LLaMA-Factory
LLaMA-Factory copied to clipboard
The NCCL timed out during PPO full parameter Trainging while using the zero3 model. How can I solve this problem?
Reminder
- [X] I have read the README and searched the existing issues.
Reproduction
accelerate launch --config_file "accelerate_config_ppo.yaml" \
${TRAIN_BASH_PY} \
--stage ${STAGE} \
--model_name_or_path ${SFT_MODEL_PATH} \
--do_train \
--dataset ${DATASET_NAME} \
--dataset_dir ${DATASET_DIR}\
--val_size ${VAL_SIZE} \
--cutoff_len ${MAX_SEQ_LENGTH} \
--mix_strategy concat \
--finetuning_type ${FINETUNING_TYPE} \
--reward_model ${RM_CKPT} \
--reward_model_type full \
--output_dir ${OUTPUT_DIR} \
--overwrite_cache \
--overwrite_output_dir \
--per_device_train_batch_size ${BATCH_SIZE} \
--gradient_accumulation_steps ${GRADIENT_STEPS} \
--lr_scheduler_type ${LR_SCHEDULER_TYPE} \
--max_grad_norm ${MAX_GRAD_NORM} \
--save_strategy epoch \
--logging_strategy steps \
--logging_steps ${LOGGING_STEPS} \
--learning_rate ${LEARNING_RATE} \
--top_k ${TOP_K} \
--top_p ${TOP_P} \
--warmup_ratio ${WARM_UP} \
--weight_decay ${WEIGHT_DECAY} \
--ppo_epochs ${PPO_EPOCHS} \
--ppo_buffer_size ${PPO_EBUFFER_SIZE} \
--num_train_epochs ${NUM_EPOCHS} \
--plot_loss \
--template qwen \
--bf16 \
--preprocessing_num_workers 5\
--save_safetensors False \
--save_total_limit 5 \
--ddp_timeout 3600000
使用deepspeed zero3策略进行PPO阶段训练,在进行一定轮数的iteration后,会hang住,最后出现nccl timeout timeout,具体报错信息如下:
Traceback (most recent call last):
File "/LLaMA-Factory/src/train_bash.py", line 14, in <module>
main()
File "/LLaMA-Factory/src/train_bash.py", line 5, in main
run_exp()
File "/LLaMA-Factory/src/llmtuner/train/tuner.py", line 37, in run_exp
run_ppo(model_args, data_args, training_args, finetuning_args, generating_args, callbacks)

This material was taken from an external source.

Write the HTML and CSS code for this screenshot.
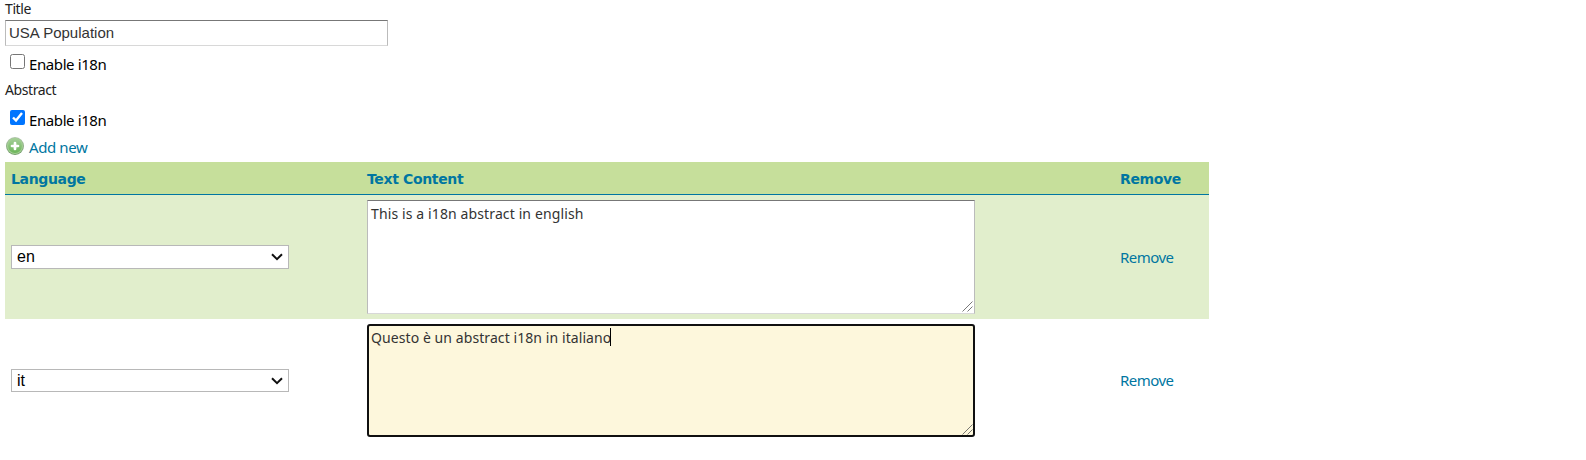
FILE: index.html
```html
<!DOCTYPE html>
<html lang="en">
<head>
<meta charset="utf-8">
<title>Title and abstract</title>
<link rel="stylesheet" href="styles.css">
</head>
<body>
<form class="form">
  <label class="label label-title" for="title"><span>Title</span></label>
  <input class="title-input" id="title" type="text" value="USA Population">
  <label class="check check-title"><input class="box" type="checkbox"><span>Enable i18n</span></label>
  <div class="label label-abstract"><span>Abstract</span></div>
  <label class="check check-abstract"><input class="box" type="checkbox" checked><span>Enable i18n</span></label>
  <a class="add">
    <svg class="add-icon" viewBox="0 0 18 18" width="18" height="18">
      <defs>
        <linearGradient id="disc" x1="0" y1="0" x2="0" y2="1"><stop offset="0" stop-color="#a2cd96"/><stop offset="1" stop-color="#6db65a"/></linearGradient>
        <linearGradient id="rim" x1="0" y1="0" x2="0" y2="1"><stop offset="0" stop-color="#b0c4ac"/><stop offset="1" stop-color="#6f9b66"/></linearGradient>
      </defs>
      <circle cx="9" cy="9" r="9" fill="url(#rim)"/>
      <circle cx="9" cy="9" r="8" fill="#a4d093"/>
      <circle cx="9" cy="9" r="6.9" fill="url(#disc)"/>
      <path d="M9 6v6M6 9h6" stroke="#fff" stroke-width="2.7" stroke-linecap="round"/>
    </svg>
    <span>Add new</span>
  </a>
  <div class="table">
    <div class="row head">
      <span>Language</span><span>Text Content</span><span>Remove</span>
    </div>
    <div class="row even">
      <div class="select"><span>en</span><svg class="chevron" viewBox="0 0 12 8" width="12" height="8"><path d="M1 1.2l5 4.9 5-4.9" fill="none" stroke="#101010" stroke-width="2"/></svg></div>
      <div class="area-wrap"><textarea class="area">This is a i18n abstract in english</textarea><svg class="grip" viewBox="0 0 11 11" width="11" height="11"><path d="M.5 10.5l10-10M5.500 10.500l5-5" stroke="#555" stroke-width=".8" fill="none"/></svg></div>
      <a class="remove">Remove</a>
    </div>
    <div class="row odd">
      <div class="select"><span>it</span><svg class="chevron" viewBox="0 0 12 8" width="12" height="8"><path d="M1 1.2l5 4.9 5-4.9" fill="none" stroke="#101010" stroke-width="2"/></svg></div>
      <div class="area-wrap"><textarea class="area active">Questo è un abstract i18n in italiano</textarea><i class="caret"></i><svg class="grip" viewBox="0 0 11 11" width="11" height="11"><path d="M.5 10.5l10-10M5.500 10.500l5-5" stroke="#555" stroke-width=".8" fill="none"/></svg></div>
      <a class="remove">Remove</a>
    </div>
  </div>
</form>
</body>
</html>
```
FILE: styles.css
```css
* { box-sizing: border-box; }
body { margin: 0; background: #fff; color: #000; font: 15px/18px "Noto Sans", sans-serif; }
.form { display: flex; flex-direction: column; align-items: flex-start; padding-left: 5px; }
.label { display: block; font-size: 14px; letter-spacing: -0.4px; color: #222; white-space: nowrap; }
.label-title { height: 20px; }
.title-input { width: 383px; height: 26px; margin: 0; padding: 0 3px 2px; border: 1px solid; border-color: #777 #bbb #d8d8d8 #bbb; background: #fff; color: #333; font: 15px "Liberation Sans", Arial, sans-serif; }
.check { display: flex; align-items: flex-start; padding-left: 5px; gap: 4px; letter-spacing: -0.4px; white-space: nowrap; }
.box { width: 15px; height: 15px; margin: 0; }
.check span { margin-top: 1px; }
.check-title { height: 27px; margin-top: 8px; }
.label-abstract { height: 29px; }
.check-abstract { height: 27px; }
.add { display: flex; align-items: center; height: 18px; margin: 0 0 7px 1px; gap: 5px; color: #0076a1; letter-spacing: -0.4px; white-space: nowrap; }
.add span { padding-top: 1px; }
.add-icon { display: block; }
.table { width: 1204px; }
.row { display: grid; grid-template-columns: 356px 753px 1fr; align-items: center; padding-left: 6px; }
.head { height: 33px; padding-top: 2px; background: #c6df9b; border-bottom: 1px solid #0076a1; color: #0076a1; font: bold 14px/18px "DejaVu Sans", sans-serif; letter-spacing: -0.35px; }
.even { height: 124px; background: #e1eecc; }
.odd { height: 123px; }
.select { display: flex; align-items: center; justify-content: space-between; width: 278px; height: 24px; padding: 0 5px; border: 1px solid #b8b8b8; background: #fff; font: 16px/18px "Liberation Sans", Arial, sans-serif; }
.area-wrap { position: relative; width: 608px; height: 114px; }
.area { display: block; width: 608px; height: 114px; margin: 0; padding: 4px 3px; border: 1px solid; border-color: #777 #bbb #d8d8d8 #bbb; outline: 0; background: #fff; color: #333; font: 14px/18px "Noto Sans", sans-serif; letter-spacing: 0.12px; resize: none; }
.odd .area-wrap, .active { height: 113px; }
.odd .select { height: 23px; }
.active { border: 2px solid #101010; border-radius: 3px; padding: 3px 2px; background: #fdf7dc; letter-spacing: 0.08px; }
.caret { position: absolute; left: 243px; top: 4px; width: 1px; height: 18px; background: #000; }
.grip { position: absolute; right: 2px; bottom: 2px; }
.remove { color: #0076a1; letter-spacing: -0.55px; padding-bottom: 1px; }
```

File "/LLaMA-Factory/src/llmtuner/train/ppo/workflow.py", line 58, in run_ppo
dataset=dataset,
File "/LLaMA-Factory/src/llmtuner/train/ppo/trainer.py", line 194, in ppo_train
mini_batch_queries, mini_batch_responses = self.get_inputs(
File "/usr/local/lib/python3.9/dist-packages/torch/utils/_contextlib.py", line 115, in decorate_context
return func(*args, **kwargs)
File "/LLaMA-Factory/src/llmtuner/train/ppo/trainer.py", line 306, in get_inputs
generate_output: torch.Tensor = unwrapped_model.generate(
File "/usr/local/lib/python3.9/dist-packages/trl/models/modeling_value_head.py", line 203, in generate
return self.pretrained_model.generate(*args, **kwargs)

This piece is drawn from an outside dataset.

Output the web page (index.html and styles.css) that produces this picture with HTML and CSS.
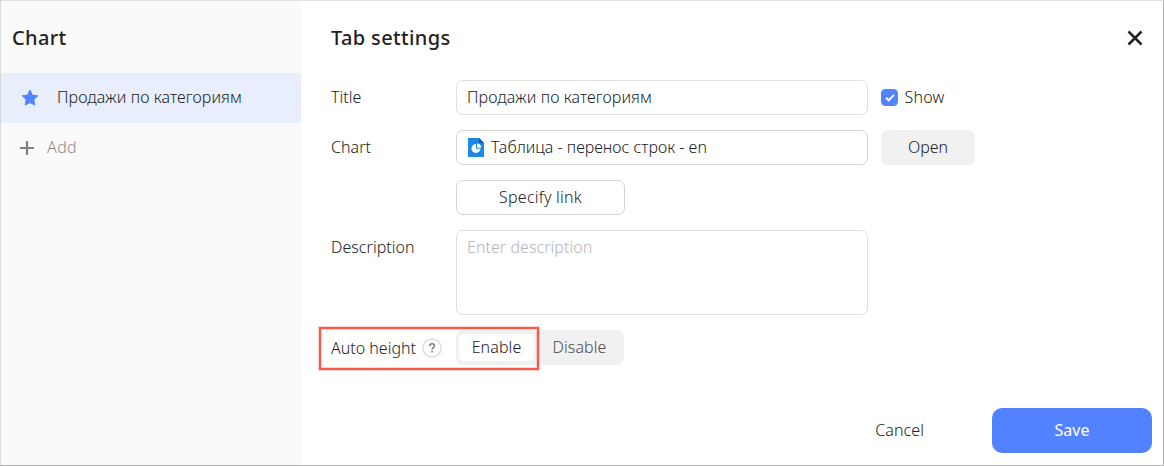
FILE: index.html
```html
<!DOCTYPE html>
<html lang="en">
<head>
<meta charset="utf-8">
<title>Tab settings</title>
<link rel="stylesheet" href="styles.css">
</head>
<body>
<div class="dialog">
  <aside class="sidebar">
    <h2 class="heading sidebar-heading">Chart</h2>
    <div class="tab tab-active">
      <svg class="star" width="20" height="20" viewBox="0 0 20 20"><path d="M10 2.100l2.300 5 5.500.7-4 3.800 1 5.500L10 14.600l-4.800 2.500 1-5.500-4-3.800 5.500-.7z" fill="#5282ff" stroke="#5282ff" stroke-width="1" stroke-linejoin="round"/></svg>
      <span class="name">Продажи по категориям</span>
    </div>
    <div class="tab tab-add">
      <svg class="plus" width="16" height="16" viewBox="0 0 16 16"><path d="M8 1v14M1 8h14" stroke="#808080" stroke-width="2.200"/></svg>
      <span>Add</span>
    </div>
  </aside>
  <main class="main">
    <header class="header">
      <h2 class="heading">Tab settings</h2>
      <svg class="close" width="16" height="16" viewBox="0 0 16 16"><path d="M1.500 1.500l13 13M14.500 1.500l-13 13" stroke="#222" stroke-width="2.500"/></svg>
    </header>
    <div class="form">
      <div class="row">
        <div class="label">Title</div>
        <div class="field"><span class="name">Продажи по категориям</span></div>
        <div class="show">
          <svg width="17" height="17" viewBox="0 0 17 17"><rect width="17" height="17" rx="4.500" fill="#5282ff"/><path d="M5 8.700l2.700 2.600 5.300-5.400" fill="none" stroke="#fff" stroke-width="2"/></svg>
          <span>Show</span>
        </div>
      </div>
      <div class="row">
        <div class="label">Chart</div>
        <div class="field field-select">
          <svg class="doc" width="16" height="19" viewBox="0 0 16 19"><path d="M0 0h11l5 5v14H0z" fill="#1e88e5"/><path d="M11 0l5 5h-5z" fill="#1055b5"/><path d="M8 6a4.500 4.500 0 1 0 4.500 4.800H8z" fill="#fff"/><path d="M9 5.400a4.400 4.400 0 0 1 4.200 4.300H9z" fill="#fff"/></svg>
          <span>Таблица - перенос строк - en</span>
        </div>
        <div class="button button-open">Open</div>
      </div>
      <div class="row">
        <div class="label"></div>
        <div class="button button-link">Specify link</div>
      </div>
      <div class="row row-area">
        <div class="label">Description</div>
        <div class="field area">Enter description</div>
      </div>
      <div class="row">
        <div class="label label-height"><span>Auto height</span>
          <svg class="help" width="20" height="20" viewBox="0 0 20 20"><circle cx="10" cy="10" r="9.200" fill="none" stroke="#d9d9d9" stroke-width="1.300"/><path d="M7.600 8c.1-1.500 1-2.300 2.400-2.300s2.400.8 2.400 2.100c0 1.900-2.300 1.800-2.300 3.800M10.100 12.700v1.700" fill="none" stroke="#808080" stroke-width="1.600"/></svg>
        </div>
        <div class="switch">
          <div class="option option-on">Enable</div>
          <div class="option">Disable</div>
        </div>
        <div class="highlight"></div>
      </div>
    </div>
    <footer class="footer">
      <span>Cancel</span>
      <div class="button button-save">Save</div>
    </footer>
  </main>
</div>
</body>
</html>
```
FILE: styles.css
```css
* { box-sizing: border-box; }
body { margin: 0; font: 300 16px/20px "Noto Sans", "Open Sans", sans-serif; color: #222; }
span { white-space: nowrap; }
svg { flex: none; display: block; }
.dialog { width: 1164px; height: 466px; display: flex; background: #fff; border: 1px solid #b3b3b3; border-top-color: #e1e1e1; border-left-color: #d9d9d9; }
.sidebar { width: 300px; background: #fafafa; }
.heading { margin: 0; font-size: 20px; line-height: 28px; font-weight: 500; letter-spacing: .35px; }
.sidebar-heading { height: 72px; padding: 23px 11px 0; }
.tab { height: 50px; display: flex; align-items: center; }
.tab span { margin-top: -2px; }
.name { letter-spacing: .1px; }
.tab-active { background: #e8eefb; padding-left: 19px; gap: 17px; }
.tab-add { color: #8c8c8c; padding-left: 18px; gap: 12px; letter-spacing: .4px; }
.main { flex: 1; display: flex; flex-direction: column; }
.header { height: 79px; padding: 23px 20.5px 0 30px; display: flex; justify-content: space-between; }
.close { margin-top: 6px; }
.form { display: flex; flex-direction: column; gap: 15px; padding-left: 30px; }
.row { display: flex; height: 35px; position: relative; }
.row-area { height: 85px; }
.label { width: 125px; padding-top: 7px; letter-spacing: .05px; }
.field { width: 412px; border: 1px solid #e0e0e0; border-radius: 7px; padding: 6px 10px; }
.field-select { display: flex; gap: 7px; border-color: #d4d4d4; padding-left: 11px; }
.doc { margin-top: 1px; }
.area { color: #b5b5b5; letter-spacing: .05px; }
.show { display: flex; align-items: center; gap: 6.5px; margin-left: 13px; letter-spacing: .2px; }
.show span { margin-top: -2px; }
.button { display: flex; align-items: center; justify-content: center; border-radius: 7px; padding-bottom: 2px; }
.button-open { width: 94px; margin-left: 13px; background: #f1f1f1; }
.button-link { width: 169px; border: 1px solid #d4d4d4; letter-spacing: .25px; }
.label-height { display: flex; gap: 6px; padding-top: 8px; letter-spacing: 0; }
.switch { width: 168px; display: flex; background: #f1f1f1; border-radius: 7px; padding: 4px 3px; }
.option { flex: 1; display: flex; align-items: center; justify-content: center; padding: 0 0 2px 4px; color: #4d4d4d; letter-spacing: .1px; }
.option-on { flex: 0 0 75px; background: #fff; border-radius: 5px; padding-left: 0; color: #222; }
.highlight { position: absolute; left: -12px; top: -3px; width: 220px; height: 43px; border: 2px solid #f9594b; box-shadow: 0 0 0 1px #f9594b40, inset 0 0 0 1px #f9594b40; }
.footer { display: flex; justify-content: flex-end; align-items: center; gap: 68px; margin-top: 43px; padding-right: 11px; letter-spacing: .1px; }
.footer span { margin-top: -2px; }
.button-save { width: 160px; height: 45px; border-radius: 10px; background: #5282ff; color: #fff; font-weight: 400; letter-spacing: 0; }
```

File "/usr/local/lib/python3.9/dist-packages/torch/utils/_contextlib.py", line 115, in decorate_context
return func(*args, **kwargs)
File "/usr/local/lib/python3.9/dist-packages/transformers/generation/utils.py", line 1525, in generate
return self.sample(
File "/usr/local/lib/python3.9/dist-packages/transformers/generation/utils.py", line 2622, in sample
outputs = self(
File "/usr/local/lib/python3.9/dist-packages/torch/nn/modules/module.py", line 1538, in _call_impl
result = forward_call(*args, **kwargs)
File "/usr/local/lib/python3.9/dist-packages/transformers/models/qwen2/modeling_qwen2.py", line 1173, in forward
outputs = self.model(
File "/usr/local/lib/python3.9/dist-packages/torch/nn/modules/module.py", line 1538, in _call_impl
result = forward_call(*args, **kwargs)
File "/usr/local/lib/python3.9/dist-packages/transformers/models/qwen2/modeling_qwen2.py", line 1003, in forward
inputs_embeds = self.embed_tokens(input_ids)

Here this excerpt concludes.